As for the speed with regard to Clojure, I've covered much of the general stuff in other comments, but I was in part writing to the point of using it independent of Arcadia in a scripting context. For this, I am contending there aren't many advantages to using Clojure over other approaches as a general scripting language for most engines, ex: Unreal, CryEngine, in-house, etc. Unity obviously benefits because of the CLR, but there are still issues with both Clojure CLR and using something that is yet another abstraction on top of Unity as others have pointed out. This makes life hard for newer or less-skilled game devs especially which it tends to sound like the original post authors are in general. More than anything, unless you have unlimited time, do you want to get a game done or do you want to help fix a new runtime?
Additionally, I am not comparing Lua to Clojure for the CLR specifically, rather stating that most of the time you add a scripting language to an engine in general it depends to be languages with certain properties. The reasons have little to do with Clojure as a language and more to do with scripting specific needs, which Unity itself doesn't really handle very well depending on how you define "scripting." That is any decent scripting engine must address some of the following below in a game, or it is not a scripting engine but rather just part of the main compilation target.

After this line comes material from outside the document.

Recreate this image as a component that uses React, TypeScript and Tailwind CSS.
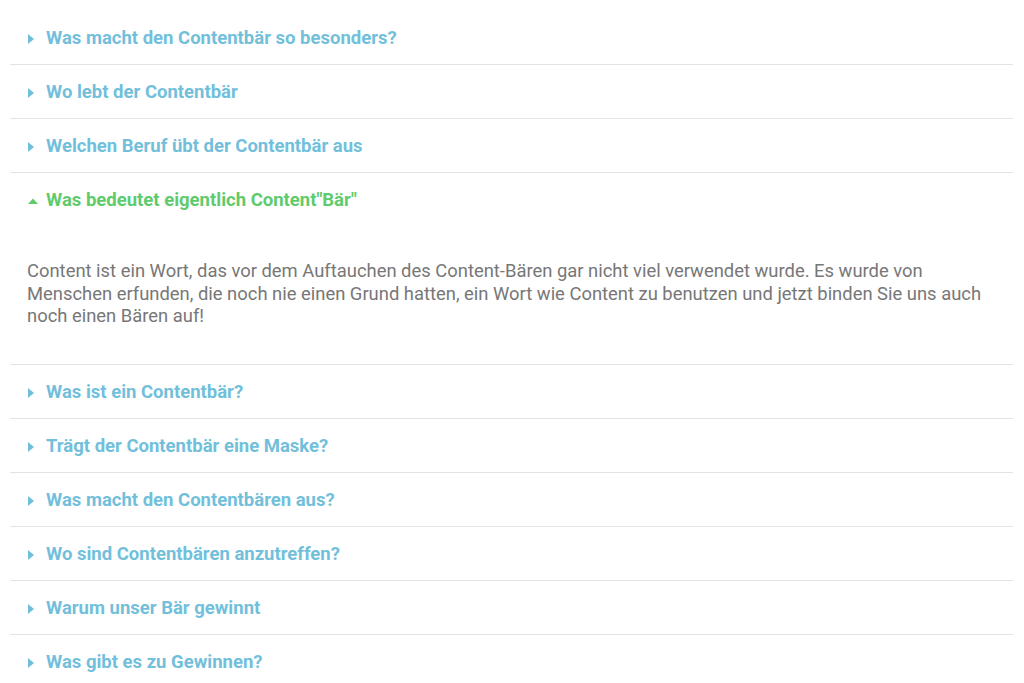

- Support hot code reloading, ex: from file system, user scripts, in game commands, etc.
- Compile/JIT reasonably fast if required
- Provide bi-directional calling semantics
- Easily integrate with the primary host language of the engine
- Decent experience for script authors
- Easy tool integrations, including with 3rd party middleware
- Minimize garbage if generating any, and make collection predictable if possible
- Not require the game code core to be recompiled in tandem (a primary motivator for using one from C/C++)
Clojure on the CLR certainly does some, but I'd argue not all well to be a huge benefit over C# in terms of productivity, performance, user experience, or user-facing scripting features. Of course there are some cool things due to Clojure's reader and macros, REPL, and so on, but the point is more the aggregate benefits. The reason people use Lua, Squirrel, AngelScript, and many others is not that they are the best, or fastest languages, but are generally good in all those points with regard to the primary language of the engine they are attached. Personally, I'd rather use other languages like Clojure, but there are tons of drawbacks that don't bite you until you are working on a real project, many that I listed elsewhere in this thread.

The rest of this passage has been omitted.